[Start]

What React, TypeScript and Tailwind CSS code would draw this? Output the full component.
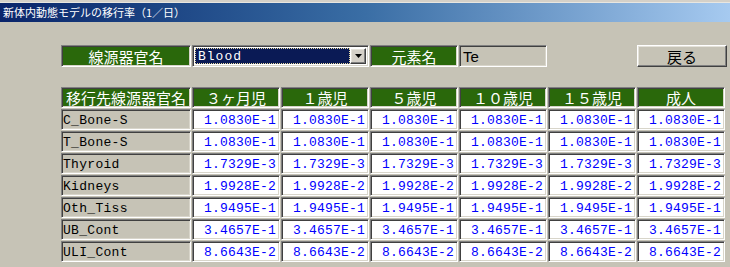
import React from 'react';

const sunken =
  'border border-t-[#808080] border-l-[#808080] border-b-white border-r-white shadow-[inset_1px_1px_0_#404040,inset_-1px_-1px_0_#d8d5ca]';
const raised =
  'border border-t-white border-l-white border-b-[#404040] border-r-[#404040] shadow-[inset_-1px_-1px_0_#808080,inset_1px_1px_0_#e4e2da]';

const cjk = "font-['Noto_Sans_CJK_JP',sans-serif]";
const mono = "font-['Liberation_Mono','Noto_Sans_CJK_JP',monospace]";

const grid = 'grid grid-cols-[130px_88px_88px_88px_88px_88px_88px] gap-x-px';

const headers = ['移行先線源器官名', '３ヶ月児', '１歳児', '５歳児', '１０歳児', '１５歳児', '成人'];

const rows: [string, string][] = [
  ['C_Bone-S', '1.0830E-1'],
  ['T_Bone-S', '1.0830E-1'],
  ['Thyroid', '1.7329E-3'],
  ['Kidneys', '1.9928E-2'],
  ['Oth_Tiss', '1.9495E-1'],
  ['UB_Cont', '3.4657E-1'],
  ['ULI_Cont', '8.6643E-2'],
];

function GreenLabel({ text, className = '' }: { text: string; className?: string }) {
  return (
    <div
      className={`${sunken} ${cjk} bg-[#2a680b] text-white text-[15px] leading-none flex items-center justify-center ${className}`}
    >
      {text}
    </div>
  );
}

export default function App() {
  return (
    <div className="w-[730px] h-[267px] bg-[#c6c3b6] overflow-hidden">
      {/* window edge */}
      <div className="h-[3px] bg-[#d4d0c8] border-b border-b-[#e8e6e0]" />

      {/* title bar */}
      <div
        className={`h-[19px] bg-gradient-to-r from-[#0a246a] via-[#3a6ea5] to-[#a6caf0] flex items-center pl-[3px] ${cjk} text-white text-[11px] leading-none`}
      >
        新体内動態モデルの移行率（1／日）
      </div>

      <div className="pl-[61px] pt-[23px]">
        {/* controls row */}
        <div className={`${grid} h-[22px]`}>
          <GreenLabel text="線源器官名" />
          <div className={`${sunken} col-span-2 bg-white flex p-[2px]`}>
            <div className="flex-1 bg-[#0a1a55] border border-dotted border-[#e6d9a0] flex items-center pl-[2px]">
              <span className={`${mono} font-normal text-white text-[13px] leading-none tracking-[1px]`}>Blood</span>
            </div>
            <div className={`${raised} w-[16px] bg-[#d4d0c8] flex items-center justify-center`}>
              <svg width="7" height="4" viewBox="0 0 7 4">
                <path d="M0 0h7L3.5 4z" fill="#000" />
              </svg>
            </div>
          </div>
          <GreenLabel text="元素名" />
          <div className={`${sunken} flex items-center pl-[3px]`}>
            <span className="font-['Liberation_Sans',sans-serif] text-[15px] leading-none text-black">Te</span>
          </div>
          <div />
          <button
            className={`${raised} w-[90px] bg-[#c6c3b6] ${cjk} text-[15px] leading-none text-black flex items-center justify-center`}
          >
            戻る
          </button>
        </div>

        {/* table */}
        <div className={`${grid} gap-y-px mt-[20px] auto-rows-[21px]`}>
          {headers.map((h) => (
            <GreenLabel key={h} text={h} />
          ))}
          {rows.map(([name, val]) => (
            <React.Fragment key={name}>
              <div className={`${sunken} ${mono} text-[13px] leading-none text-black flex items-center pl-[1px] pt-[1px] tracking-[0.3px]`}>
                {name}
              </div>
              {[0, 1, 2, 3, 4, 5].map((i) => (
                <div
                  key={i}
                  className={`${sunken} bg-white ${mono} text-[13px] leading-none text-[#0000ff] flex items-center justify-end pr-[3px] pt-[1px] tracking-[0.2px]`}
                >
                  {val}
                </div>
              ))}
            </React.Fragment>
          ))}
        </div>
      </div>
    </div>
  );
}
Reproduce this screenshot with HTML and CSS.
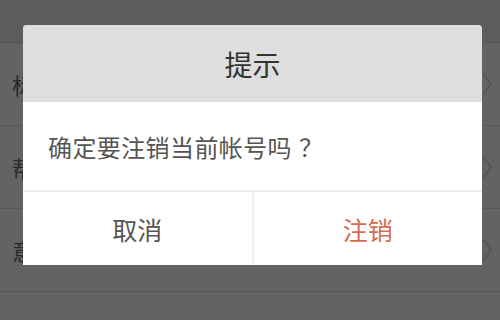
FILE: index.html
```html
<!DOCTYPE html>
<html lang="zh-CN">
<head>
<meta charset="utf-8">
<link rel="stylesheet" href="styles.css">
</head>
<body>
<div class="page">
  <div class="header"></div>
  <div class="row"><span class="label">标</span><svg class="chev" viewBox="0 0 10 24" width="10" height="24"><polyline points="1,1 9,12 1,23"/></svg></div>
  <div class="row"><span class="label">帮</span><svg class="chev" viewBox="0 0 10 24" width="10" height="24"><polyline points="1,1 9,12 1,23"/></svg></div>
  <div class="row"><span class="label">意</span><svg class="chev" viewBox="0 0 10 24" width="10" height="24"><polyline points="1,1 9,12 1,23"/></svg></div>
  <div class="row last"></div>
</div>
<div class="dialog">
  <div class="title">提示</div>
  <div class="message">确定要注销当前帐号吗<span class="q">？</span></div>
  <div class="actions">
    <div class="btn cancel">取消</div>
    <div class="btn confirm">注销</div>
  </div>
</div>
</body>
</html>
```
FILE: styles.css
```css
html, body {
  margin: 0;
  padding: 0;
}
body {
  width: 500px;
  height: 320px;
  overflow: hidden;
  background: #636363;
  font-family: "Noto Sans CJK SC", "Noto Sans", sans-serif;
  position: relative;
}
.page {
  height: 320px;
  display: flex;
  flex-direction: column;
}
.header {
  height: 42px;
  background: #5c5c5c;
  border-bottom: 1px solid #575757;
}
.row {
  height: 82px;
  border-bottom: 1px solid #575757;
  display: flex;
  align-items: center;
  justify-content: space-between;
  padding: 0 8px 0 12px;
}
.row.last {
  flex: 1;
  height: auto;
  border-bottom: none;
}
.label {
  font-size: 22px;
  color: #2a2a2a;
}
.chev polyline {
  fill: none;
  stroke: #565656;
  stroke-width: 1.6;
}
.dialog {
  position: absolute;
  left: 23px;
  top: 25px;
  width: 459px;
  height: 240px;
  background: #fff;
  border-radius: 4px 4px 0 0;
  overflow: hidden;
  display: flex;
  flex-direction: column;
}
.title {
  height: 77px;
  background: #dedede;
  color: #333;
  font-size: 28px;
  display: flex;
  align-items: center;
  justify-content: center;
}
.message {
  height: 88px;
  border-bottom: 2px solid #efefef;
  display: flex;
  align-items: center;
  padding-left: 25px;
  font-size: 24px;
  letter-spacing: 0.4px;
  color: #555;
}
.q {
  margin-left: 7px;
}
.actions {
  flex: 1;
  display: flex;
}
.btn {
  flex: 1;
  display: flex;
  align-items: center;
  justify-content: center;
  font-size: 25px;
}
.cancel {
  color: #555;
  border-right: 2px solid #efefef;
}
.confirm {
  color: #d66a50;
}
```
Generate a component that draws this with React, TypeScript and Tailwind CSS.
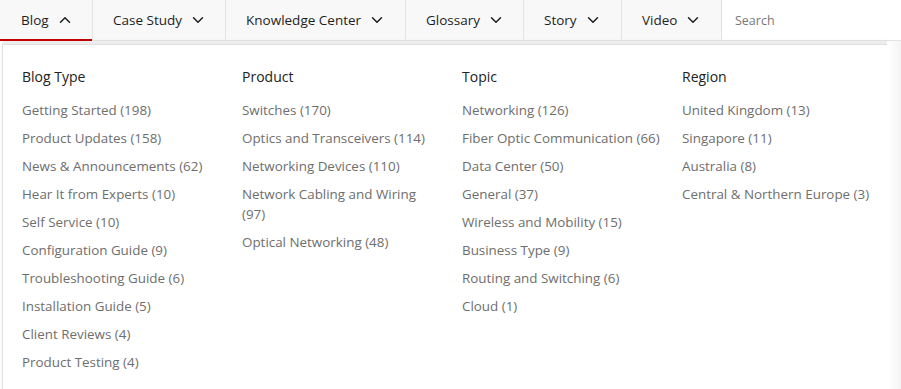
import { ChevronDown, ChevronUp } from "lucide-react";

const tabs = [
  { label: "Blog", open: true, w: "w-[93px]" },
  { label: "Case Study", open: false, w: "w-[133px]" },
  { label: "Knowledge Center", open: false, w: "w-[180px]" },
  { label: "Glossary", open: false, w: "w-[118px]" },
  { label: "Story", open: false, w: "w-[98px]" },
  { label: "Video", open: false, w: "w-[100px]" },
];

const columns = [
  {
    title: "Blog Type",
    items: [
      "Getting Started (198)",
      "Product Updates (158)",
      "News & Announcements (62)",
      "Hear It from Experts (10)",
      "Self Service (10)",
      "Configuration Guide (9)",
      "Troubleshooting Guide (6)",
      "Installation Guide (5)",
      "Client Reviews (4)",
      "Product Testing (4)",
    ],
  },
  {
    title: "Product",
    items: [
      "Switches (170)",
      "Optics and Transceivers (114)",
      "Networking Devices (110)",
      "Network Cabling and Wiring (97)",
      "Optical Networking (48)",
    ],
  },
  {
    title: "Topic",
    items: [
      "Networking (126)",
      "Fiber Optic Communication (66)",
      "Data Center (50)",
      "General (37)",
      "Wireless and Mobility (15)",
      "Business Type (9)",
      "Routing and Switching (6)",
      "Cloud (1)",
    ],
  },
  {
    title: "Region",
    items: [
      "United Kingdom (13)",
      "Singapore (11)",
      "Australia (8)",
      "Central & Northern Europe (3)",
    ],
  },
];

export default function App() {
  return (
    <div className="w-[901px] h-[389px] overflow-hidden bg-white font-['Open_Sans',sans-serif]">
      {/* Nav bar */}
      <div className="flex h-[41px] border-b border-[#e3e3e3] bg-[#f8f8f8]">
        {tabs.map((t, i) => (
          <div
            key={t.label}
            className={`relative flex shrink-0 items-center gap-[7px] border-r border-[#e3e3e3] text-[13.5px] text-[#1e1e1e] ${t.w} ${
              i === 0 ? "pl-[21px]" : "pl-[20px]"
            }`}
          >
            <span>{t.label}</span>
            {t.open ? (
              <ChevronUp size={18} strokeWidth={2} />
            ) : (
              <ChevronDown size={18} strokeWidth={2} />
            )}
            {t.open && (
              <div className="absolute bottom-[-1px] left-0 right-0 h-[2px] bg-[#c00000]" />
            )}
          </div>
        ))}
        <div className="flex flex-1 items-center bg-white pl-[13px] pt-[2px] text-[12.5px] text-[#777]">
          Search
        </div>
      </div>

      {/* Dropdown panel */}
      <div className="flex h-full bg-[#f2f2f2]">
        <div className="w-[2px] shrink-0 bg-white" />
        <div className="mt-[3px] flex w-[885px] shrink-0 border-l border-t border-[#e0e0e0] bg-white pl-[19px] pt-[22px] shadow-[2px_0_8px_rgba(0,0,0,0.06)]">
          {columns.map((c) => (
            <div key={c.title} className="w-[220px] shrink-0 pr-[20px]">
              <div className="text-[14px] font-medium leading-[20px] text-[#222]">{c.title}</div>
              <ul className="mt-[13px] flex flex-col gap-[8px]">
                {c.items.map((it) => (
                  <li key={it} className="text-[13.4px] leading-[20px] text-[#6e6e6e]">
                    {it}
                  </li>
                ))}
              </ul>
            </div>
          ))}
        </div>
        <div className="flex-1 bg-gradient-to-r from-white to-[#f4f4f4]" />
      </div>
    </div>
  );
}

[End]

◆ **Problem description**: Establish how many lines of the records contain the string "Tailwind" and state that number without elaboration.

◆ **Expected answer**: 2